The answer to these and related questions remain unclear to me. A workshop gives us a chance to pool what we have learned from some very different approaches to tackling this same basic goal.
(*) As a general principle, it’s very difficult to conceive of any system for solving any large problem which does not decompose.
Plan Sketch:
- A two day workshop with unhurried presentations and discussion seems appropriate, especially given the diversity of approaches.
- TTI-Chicago may be able to help with costs.
The above two points suggest having a workshop on a {Friday, Saturday} or {Saturday, Sunday} at TTI-Chicago.
Do “decissions stumps”-like mechanism or committee machines working on trivial but different spaces qualify as “Atomic Learning”?
My apologies if my first comment here qualifies as childrish, lame, awkward, too simple for the regular readers or any combination of the above.
Cool blog John, cheers Matti.
I would say they ‘qualify’ if they can be (re)used in bigger structures. I don’t know how to do that at the moment, but I can’t rule out the possibility either.
To a first approximation, I’d lay it out like this:
1. “Core” methods, which make up the internals of even the simplest models:
1.1. Optimization methods, such as Conjugate Gradent Ascent, Simulated Annealing, SMO, etc.
1.2. Parameterized functions, like Gaussians, Sigmoids, etc.
1.3. Lookup Tables
1.4. Data Manipulators, like sorters, filters, linear algebra routines, etc.
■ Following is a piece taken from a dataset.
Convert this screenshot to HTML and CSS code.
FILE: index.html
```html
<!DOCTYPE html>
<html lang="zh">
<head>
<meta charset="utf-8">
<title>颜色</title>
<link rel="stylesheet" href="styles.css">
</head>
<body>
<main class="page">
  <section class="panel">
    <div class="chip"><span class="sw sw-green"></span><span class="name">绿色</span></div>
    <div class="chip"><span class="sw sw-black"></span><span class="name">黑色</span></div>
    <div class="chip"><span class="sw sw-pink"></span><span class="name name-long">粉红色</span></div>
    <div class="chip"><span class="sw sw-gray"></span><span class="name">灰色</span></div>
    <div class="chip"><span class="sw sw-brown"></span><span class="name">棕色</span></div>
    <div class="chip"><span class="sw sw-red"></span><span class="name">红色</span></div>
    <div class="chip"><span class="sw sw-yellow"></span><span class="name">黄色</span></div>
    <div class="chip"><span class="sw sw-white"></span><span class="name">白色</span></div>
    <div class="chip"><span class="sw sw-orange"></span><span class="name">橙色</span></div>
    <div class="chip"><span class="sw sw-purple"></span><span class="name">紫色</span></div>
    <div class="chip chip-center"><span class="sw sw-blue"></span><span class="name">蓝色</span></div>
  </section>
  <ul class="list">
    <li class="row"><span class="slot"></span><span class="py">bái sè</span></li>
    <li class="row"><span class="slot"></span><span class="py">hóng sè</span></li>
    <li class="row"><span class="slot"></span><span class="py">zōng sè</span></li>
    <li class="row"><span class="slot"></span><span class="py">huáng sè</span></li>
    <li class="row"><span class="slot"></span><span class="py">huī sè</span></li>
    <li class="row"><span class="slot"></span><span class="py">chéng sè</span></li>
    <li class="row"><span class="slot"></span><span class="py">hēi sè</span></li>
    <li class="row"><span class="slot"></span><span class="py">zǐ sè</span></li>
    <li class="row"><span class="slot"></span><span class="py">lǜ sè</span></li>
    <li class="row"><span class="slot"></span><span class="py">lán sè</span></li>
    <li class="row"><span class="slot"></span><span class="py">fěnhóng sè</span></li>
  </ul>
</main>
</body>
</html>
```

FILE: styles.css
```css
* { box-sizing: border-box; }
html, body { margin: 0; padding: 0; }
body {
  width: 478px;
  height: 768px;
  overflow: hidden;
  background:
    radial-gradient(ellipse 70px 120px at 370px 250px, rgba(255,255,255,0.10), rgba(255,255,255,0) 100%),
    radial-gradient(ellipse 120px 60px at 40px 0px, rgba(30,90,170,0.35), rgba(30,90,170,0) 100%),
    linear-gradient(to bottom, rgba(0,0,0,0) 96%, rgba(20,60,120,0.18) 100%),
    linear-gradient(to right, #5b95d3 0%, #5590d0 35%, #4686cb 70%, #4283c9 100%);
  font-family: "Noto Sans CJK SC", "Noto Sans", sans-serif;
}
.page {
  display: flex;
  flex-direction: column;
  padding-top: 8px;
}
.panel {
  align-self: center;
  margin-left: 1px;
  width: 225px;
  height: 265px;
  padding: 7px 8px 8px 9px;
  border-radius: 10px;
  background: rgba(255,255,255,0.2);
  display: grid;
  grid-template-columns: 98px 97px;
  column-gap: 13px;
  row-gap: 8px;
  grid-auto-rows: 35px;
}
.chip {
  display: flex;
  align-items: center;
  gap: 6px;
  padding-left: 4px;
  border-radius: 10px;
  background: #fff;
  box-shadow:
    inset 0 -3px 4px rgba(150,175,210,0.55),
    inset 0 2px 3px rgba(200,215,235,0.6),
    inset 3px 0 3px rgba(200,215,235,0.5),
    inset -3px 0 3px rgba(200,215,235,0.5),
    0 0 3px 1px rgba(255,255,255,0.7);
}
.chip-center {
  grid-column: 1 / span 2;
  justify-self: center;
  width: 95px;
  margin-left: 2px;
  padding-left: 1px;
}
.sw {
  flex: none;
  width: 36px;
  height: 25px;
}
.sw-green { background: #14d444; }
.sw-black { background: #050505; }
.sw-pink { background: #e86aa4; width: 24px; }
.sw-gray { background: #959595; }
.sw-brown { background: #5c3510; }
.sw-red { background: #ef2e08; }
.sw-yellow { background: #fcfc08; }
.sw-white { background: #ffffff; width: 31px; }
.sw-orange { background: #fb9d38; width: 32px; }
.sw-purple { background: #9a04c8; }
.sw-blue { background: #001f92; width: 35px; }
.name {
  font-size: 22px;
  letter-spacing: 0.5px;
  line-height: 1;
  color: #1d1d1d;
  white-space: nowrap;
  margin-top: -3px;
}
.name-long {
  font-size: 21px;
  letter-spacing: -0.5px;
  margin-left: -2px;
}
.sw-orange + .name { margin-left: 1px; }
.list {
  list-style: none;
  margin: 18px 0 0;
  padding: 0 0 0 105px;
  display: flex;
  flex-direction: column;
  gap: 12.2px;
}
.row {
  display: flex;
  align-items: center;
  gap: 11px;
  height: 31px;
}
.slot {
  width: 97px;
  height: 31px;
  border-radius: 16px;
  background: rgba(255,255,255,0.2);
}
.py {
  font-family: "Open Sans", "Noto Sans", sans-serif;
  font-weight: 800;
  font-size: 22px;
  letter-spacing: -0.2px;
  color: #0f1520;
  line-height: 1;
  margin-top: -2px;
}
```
2. Basic Models, which are either complete or partial solutions to the learning problem, however trivial, that cannot be decomposed into smaller sets of models:
2.1. Single-layer Perceptrons
2.2. Bayesian Networks (including HMM’s) (but not with outputs! this is an example of a partial model)
2.3. Gaussian Mixtures
2.4. SVM’s
2.5. Decision Trees
2.6. Log-linear or Maximum Entropy models
2.7. Many More…
**Note: Any of these basic models, if it works on only one dimension of the data, is a ‘decsion stump’ that can be combined in a framework like AdaBoost.
3. Compound Models, which are complete solutions to the learning problem, built up from combinations of basic models:
3.1. HMM’s with Gaussian Mixture outputs (Speech recognition)
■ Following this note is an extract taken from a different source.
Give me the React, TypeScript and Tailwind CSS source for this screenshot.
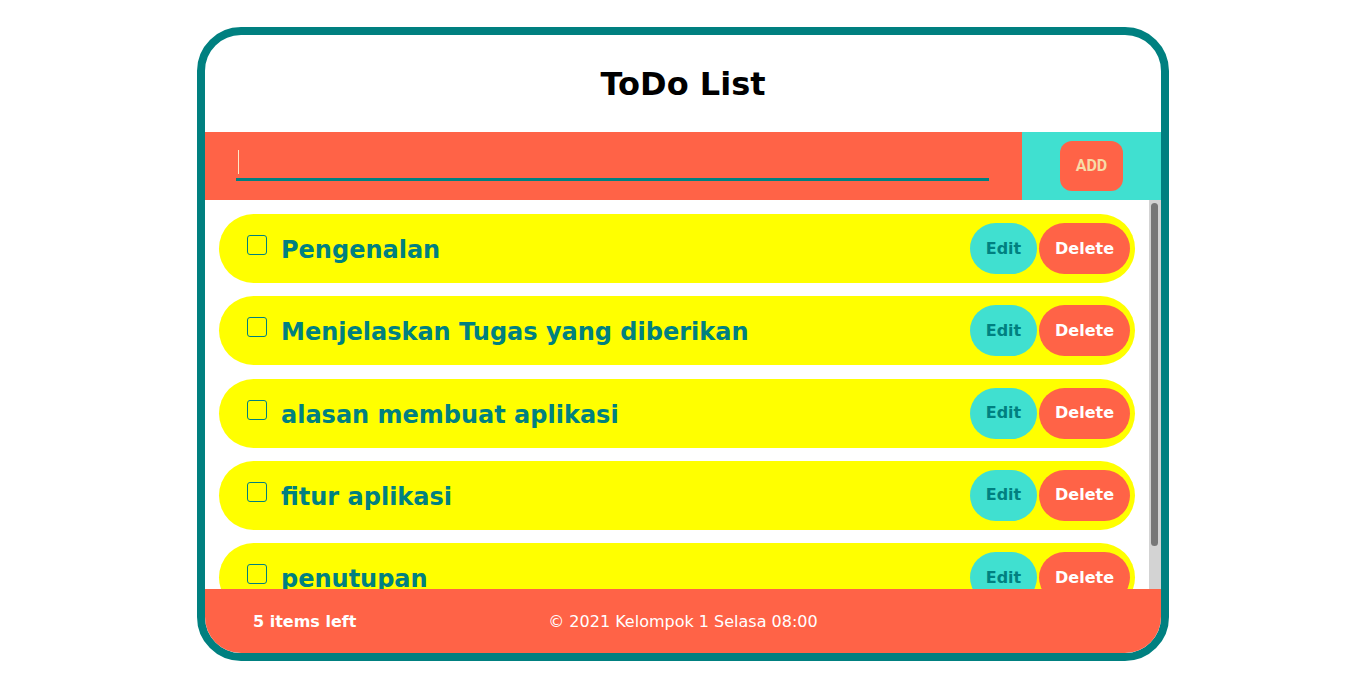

3.2. Neural Networks (Multi-layer perceptrons)
3.3. AdaBoost using any models from #2 or #3.
3.4. Many More…
-Jared Maguire
That’s a most interesting idea for a workshop! Some thoughts. In brief, I’d go a bit deeper into the fundamentals. Models are already quite high up.
How is the data represented? What is a concept? What is a variable? What is a value? What is an instance? We can learn to extract instances, and we can learn to construct new variables. What are the canonical data representations (networks? tables? matrices? relational tables? ontologies?)
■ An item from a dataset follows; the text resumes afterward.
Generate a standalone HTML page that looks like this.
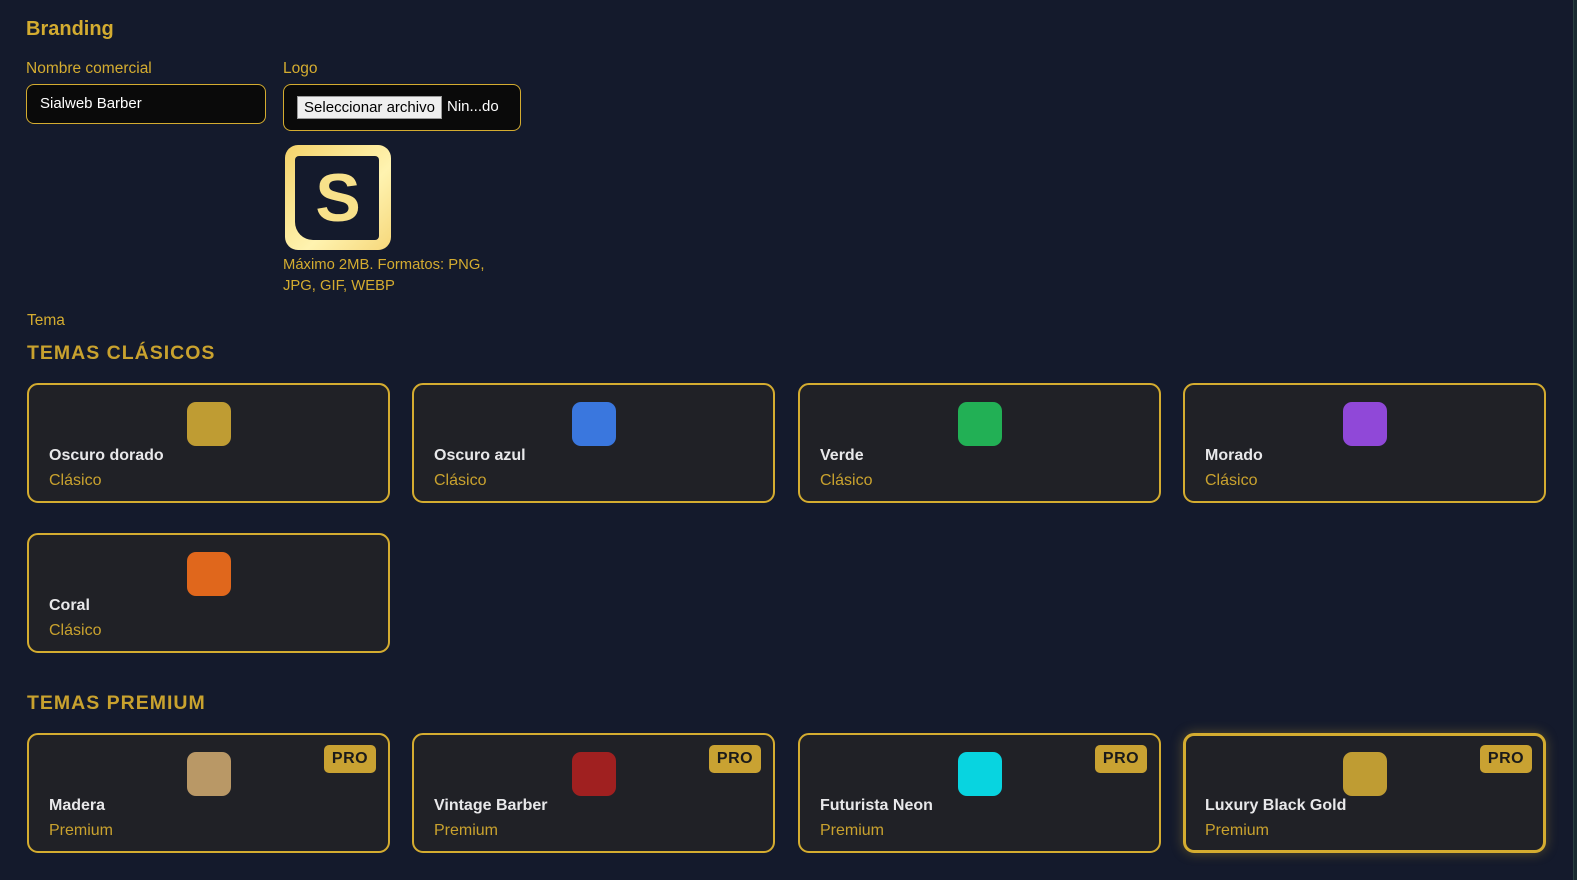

What is the learning problem? What is the loss function? We can learn loss functions, too. What is the measure of similarity? How can it be constructed?
How do you express the bias/prior? How can a human being provide the background knowledge? How do you enable interaction between the learning human and the learning machine? Do we want alien intelligence?
Interested, yes.
Especially if we can relax the word “learning” to incorporate search, optimization and design more generally.
What you’re talking about, by the way, sounds a lot like an Alexandrian pattern language for learning. And I agree with Aleks: be prepared to wrestle with a number of philosophical entities that are usually presumed and often neglected, like representation theory and learning (search) performance measures.
There seem to be two fascinating, but largely different, types of “atomic learning” that are being discussed. I would roughly categorize these as (1) taking atomic learners that solve problem X and combining them in some way to create a better way to solve X; (2) taking atomic learners that solve problem X and combining them in some way to create a way to solve a more “complex” problem than X itself.
Examples of (1) are many of the relationships John described above: neurons:neural nets, logistic regression:deep belief networks; weak learners:boosted learners. Examples of (2) are, for instance, those techniques found in structured prediction (among other tasks): logistic regression:conditional random fields; svms:max-margin markov nets; perceptron:collins’ structured perceptron.
I (and this is a completely personal view) am more interested in (2). Between (1) and (2), (2) seems to be a place where much less is known; conversely, much is known about weak/strong learning theory, multilayer NNs, etc., especially as concerns the typical PAC-style analyses. As far as I am aware, significantly less is known for (2).